Note how many lines hold "React" and report that number by itself.

### [COLLECTED MATERIAL]
☆ ☆ ☆
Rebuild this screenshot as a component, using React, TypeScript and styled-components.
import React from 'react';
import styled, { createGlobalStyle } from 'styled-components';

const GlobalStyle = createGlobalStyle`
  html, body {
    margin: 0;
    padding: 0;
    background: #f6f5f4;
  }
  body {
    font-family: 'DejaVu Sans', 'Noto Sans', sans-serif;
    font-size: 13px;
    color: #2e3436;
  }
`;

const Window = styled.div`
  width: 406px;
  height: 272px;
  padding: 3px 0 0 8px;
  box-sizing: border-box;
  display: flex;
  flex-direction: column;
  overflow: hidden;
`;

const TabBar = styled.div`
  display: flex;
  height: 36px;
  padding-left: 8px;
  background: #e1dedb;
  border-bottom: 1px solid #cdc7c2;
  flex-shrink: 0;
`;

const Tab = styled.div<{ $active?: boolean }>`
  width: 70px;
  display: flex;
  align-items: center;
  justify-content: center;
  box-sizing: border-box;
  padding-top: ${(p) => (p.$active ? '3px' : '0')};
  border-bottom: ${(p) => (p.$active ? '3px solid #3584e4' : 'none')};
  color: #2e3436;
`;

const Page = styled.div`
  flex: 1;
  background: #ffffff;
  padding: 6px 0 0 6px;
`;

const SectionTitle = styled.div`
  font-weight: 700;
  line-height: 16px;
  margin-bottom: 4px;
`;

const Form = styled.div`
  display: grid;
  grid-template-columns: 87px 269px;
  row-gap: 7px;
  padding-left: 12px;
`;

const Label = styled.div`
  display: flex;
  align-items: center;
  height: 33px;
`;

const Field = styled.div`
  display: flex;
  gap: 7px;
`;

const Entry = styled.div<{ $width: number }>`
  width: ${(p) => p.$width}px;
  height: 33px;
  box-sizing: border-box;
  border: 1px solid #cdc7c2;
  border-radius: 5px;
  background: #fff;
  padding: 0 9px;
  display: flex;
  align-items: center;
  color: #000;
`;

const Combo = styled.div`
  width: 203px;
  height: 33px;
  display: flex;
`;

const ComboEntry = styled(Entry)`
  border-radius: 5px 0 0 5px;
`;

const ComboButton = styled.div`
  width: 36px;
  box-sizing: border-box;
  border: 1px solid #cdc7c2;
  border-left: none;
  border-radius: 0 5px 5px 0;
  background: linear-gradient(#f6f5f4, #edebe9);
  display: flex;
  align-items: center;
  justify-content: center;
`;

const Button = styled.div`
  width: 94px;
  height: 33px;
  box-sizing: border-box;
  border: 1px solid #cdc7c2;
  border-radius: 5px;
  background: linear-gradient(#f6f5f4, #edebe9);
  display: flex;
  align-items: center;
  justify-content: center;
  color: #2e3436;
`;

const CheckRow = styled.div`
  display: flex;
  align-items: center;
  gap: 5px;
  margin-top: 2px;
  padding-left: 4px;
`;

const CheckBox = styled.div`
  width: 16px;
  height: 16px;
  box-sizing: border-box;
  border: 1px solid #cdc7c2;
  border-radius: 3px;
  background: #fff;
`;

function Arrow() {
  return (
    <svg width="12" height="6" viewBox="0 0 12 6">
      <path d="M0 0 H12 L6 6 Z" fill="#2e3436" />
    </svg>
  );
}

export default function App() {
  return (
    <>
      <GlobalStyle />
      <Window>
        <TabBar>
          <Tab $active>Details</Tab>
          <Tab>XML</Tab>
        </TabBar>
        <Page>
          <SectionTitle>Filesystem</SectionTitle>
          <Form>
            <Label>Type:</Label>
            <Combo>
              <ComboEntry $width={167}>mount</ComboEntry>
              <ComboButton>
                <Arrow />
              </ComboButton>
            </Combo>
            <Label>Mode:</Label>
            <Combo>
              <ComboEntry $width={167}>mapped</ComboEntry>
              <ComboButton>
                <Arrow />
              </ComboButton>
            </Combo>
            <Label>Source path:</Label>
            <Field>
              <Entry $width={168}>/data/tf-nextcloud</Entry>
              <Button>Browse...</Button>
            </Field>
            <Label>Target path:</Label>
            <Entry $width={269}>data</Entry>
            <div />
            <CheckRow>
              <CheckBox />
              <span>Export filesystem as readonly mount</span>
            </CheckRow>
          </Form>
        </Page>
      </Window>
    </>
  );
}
☆ ☆ ☆
### [IN RESPONSE]
2